On the other hand, two approaches are used to partition the BH tree itself instead of partition the space as in ORB. A Top-down approach [LEA92], which gives complete sub-tree to each processor, but load balancing is not guaranteed in this approach, especially in non-uniform body distribution. The second approach is bottom-up, where the work involved with each leaf is estimated and divides the tree among the processors according to equally work required. One of the famous techniques that uses this approach is cost-zones approach which was a PhD thesis [SIN93]. The main idea in this technique is to estimate the work for each node, call it total work W. Then arrange nodes of BH tree in some linear order (lots of choices). Finally, contiguous blocks of nodes with work are assigned to processors where p represents the number of processors.

However, steps 2 and 3 of the BH algorithm are parallelizable with different levels of difficulty. Step 2, computing center of mass Cm and total mass Tm, is recursive by nature and is very difficult to convert it to a serialized step. This can be parallelized by using top-down partitioning of tree such that every processor computes Cm and Tm of its own sub-tree then the master thread take the Cm and Tm of the root of each sub-tree to compute Cm and Tm for higher level node. That is, assuming an oct-tree was divided over 8 processors to compute Cm and Tm for internal nodes of that tree, assigning sub-trees to processors will be done in the second level (the children of the root of the original tree) then the result from each processor will be used to compute the Cm and Tm at the root for the whole tree. However, if we have more than 8 processors with oct-tree the assigning work to processors will be done on the third level then the results form processors will be used to compute Cm and Tm for computing Cm and Tm for upper levels (second and first levels of the tree).

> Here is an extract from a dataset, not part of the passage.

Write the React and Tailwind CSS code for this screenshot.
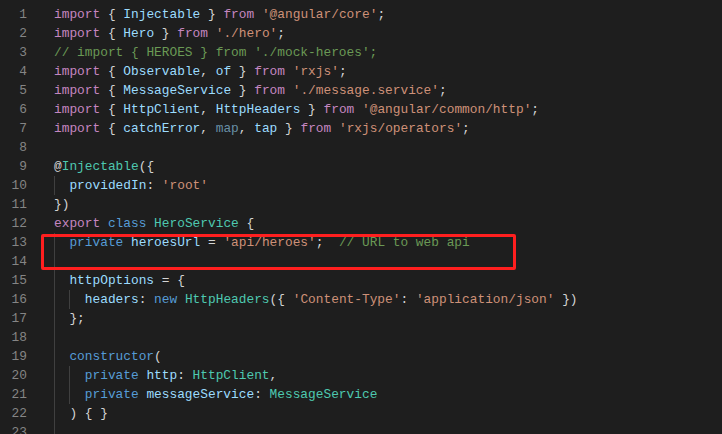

Computing force might be quit simpler, since each processor will be assigned a sub-tree to compute forces on the bodies in that sub-tree. No action will be taken by the master thread after that. The most challenging part in this situation is load balancing since the BH tree is irregularly structured and imbalanced unless special case was assumed in which bodies are uniformly distributed over the space which is not the case for the true simulation. An efficient way to parallelize computing force is to store the states of bodies in a list of user defined data type (e.g. structures in C, classes in C++ and Java). Then partitioning this list of bodies over the set of processors so that each processor computes the forces on an equal number of bodies. Load balancing is still not guaranteed since computing forces on any body is irregular and may take different time. This can be solved by assigning only chunks of the work to each processor and once the processor finished its work it can get another chunk of work to accomplish.